Source excerpt —
※ ※ ※

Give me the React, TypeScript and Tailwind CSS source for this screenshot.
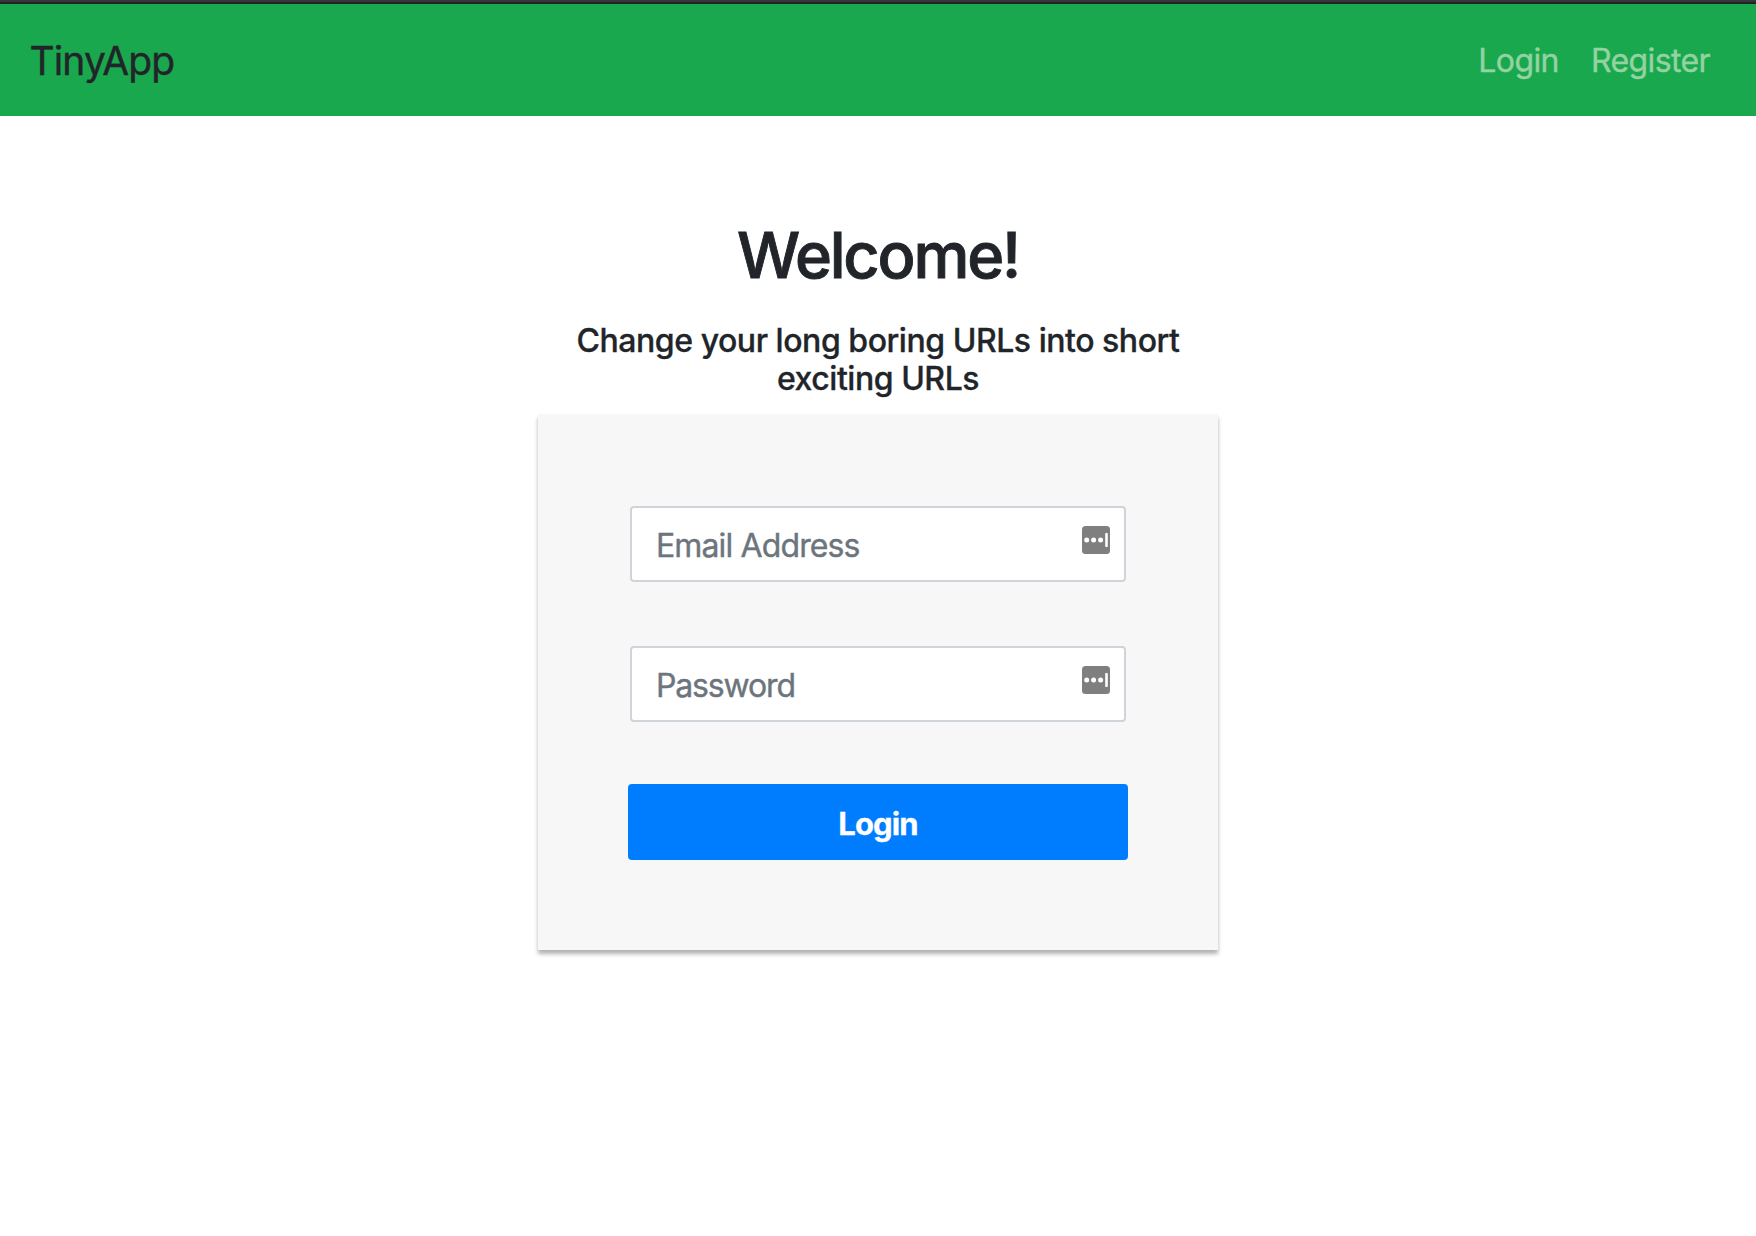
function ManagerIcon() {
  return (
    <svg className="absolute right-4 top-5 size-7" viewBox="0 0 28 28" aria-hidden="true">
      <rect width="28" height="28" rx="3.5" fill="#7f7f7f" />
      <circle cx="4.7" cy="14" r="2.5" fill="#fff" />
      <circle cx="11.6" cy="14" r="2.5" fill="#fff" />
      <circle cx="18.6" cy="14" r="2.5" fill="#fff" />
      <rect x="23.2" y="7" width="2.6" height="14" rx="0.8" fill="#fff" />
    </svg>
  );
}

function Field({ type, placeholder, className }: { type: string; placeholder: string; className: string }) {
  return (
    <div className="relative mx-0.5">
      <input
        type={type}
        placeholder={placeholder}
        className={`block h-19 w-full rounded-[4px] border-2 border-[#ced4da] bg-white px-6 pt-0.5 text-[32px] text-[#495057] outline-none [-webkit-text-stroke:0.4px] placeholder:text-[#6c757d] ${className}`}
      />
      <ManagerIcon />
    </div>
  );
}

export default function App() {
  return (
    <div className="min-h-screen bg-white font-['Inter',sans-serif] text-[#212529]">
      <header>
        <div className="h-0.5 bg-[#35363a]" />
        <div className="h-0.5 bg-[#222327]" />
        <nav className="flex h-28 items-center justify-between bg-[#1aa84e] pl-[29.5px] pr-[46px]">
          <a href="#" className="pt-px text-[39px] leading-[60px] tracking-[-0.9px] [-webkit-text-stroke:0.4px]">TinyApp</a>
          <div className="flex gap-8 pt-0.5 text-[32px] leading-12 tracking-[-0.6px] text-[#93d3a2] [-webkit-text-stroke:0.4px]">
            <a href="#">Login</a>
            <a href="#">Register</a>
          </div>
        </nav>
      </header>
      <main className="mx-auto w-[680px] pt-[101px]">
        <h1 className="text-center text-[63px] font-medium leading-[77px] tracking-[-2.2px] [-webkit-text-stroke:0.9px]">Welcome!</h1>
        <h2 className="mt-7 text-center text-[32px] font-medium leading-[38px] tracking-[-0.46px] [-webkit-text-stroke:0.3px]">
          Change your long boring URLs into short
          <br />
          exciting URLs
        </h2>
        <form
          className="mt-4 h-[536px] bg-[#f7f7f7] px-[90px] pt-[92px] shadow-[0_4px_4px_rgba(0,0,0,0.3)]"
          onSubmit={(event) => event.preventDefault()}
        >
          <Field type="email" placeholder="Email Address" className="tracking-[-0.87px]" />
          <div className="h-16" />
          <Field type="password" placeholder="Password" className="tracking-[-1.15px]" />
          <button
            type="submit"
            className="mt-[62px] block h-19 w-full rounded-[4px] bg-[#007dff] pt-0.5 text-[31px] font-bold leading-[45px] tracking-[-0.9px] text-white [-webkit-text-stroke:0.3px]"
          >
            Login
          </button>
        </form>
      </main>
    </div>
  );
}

※ ※ ※

The problem — Reproduce the full listing above verbatim, with no pictures included.

Task solution —
Give me the React, TypeScript and Tailwind CSS source for this screenshot.
function ManagerIcon() {
  return (
    <svg className="absolute right-4 top-5 size-7" viewBox="0 0 28 28" aria-hidden="true">
      <rect width="28" height="28" rx="3.5" fill="#7f7f7f" />
      <circle cx="4.7" cy="14" r="2.5" fill="#fff" />
      <circle cx="11.6" cy="14" r="2.5" fill="#fff" />
      <circle cx="18.6" cy="14" r="2.5" fill="#fff" />
      <rect x="23.2" y="7" width="2.6" height="14" rx="0.8" fill="#fff" />
    </svg>
  );
}

function Field({ type, placeholder, className }: { type: string; placeholder: string; className: string }) {
  return (
    <div className="relative mx-0.5">
      <input
        type={type}
        placeholder={placeholder}
        className={`block h-19 w-full rounded-[4px] border-2 border-[#ced4da] bg-white px-6 pt-0.5 text-[32px] text-[#495057] outline-none [-webkit-text-stroke:0.4px] placeholder:text-[#6c757d] ${className}`}
      />
      <ManagerIcon />
    </div>
  );
}

export default function App() {
  return (
    <div className="min-h-screen bg-white font-['Inter',sans-serif] text-[#212529]">
      <header>
        <div className="h-0.5 bg-[#35363a]" />
        <div className="h-0.5 bg-[#222327]" />
        <nav className="flex h-28 items-center justify-between bg-[#1aa84e] pl-[29.5px] pr-[46px]">
          <a href="#" className="pt-px text-[39px] leading-[60px] tracking-[-0.9px] [-webkit-text-stroke:0.4px]">TinyApp</a>
          <div className="flex gap-8 pt-0.5 text-[32px] leading-12 tracking-[-0.6px] text-[#93d3a2] [-webkit-text-stroke:0.4px]">
            <a href="#">Login</a>
            <a href="#">Register</a>
          </div>
        </nav>
      </header>
      <main className="mx-auto w-[680px] pt-[101px]">
        <h1 className="text-center text-[63px] font-medium leading-[77px] tracking-[-2.2px] [-webkit-text-stroke:0.9px]">Welcome!</h1>
        <h2 className="mt-7 text-center text-[32px] font-medium leading-[38px] tracking-[-0.46px] [-webkit-text-stroke:0.3px]">
          Change your long boring URLs into short
          <br />
          exciting URLs
        </h2>
        <form
          className="mt-4 h-[536px] bg-[#f7f7f7] px-[90px] pt-[92px] shadow-[0_4px_4px_rgba(0,0,0,0.3)]"
          onSubmit={(event) => event.preventDefault()}
        >
          <Field type="email" placeholder="Email Address" className="tracking-[-0.87px]" />
          <div className="h-16" />
          <Field type="password" placeholder="Password" className="tracking-[-1.15px]" />
          <button
            type="submit"
            className="mt-[62px] block h-19 w-full rounded-[4px] bg-[#007dff] pt-0.5 text-[31px] font-bold leading-[45px] tracking-[-0.9px] text-white [-webkit-text-stroke:0.3px]"
          >
            Login
          </button>
        </form>
      </main>
    </div>
  );
}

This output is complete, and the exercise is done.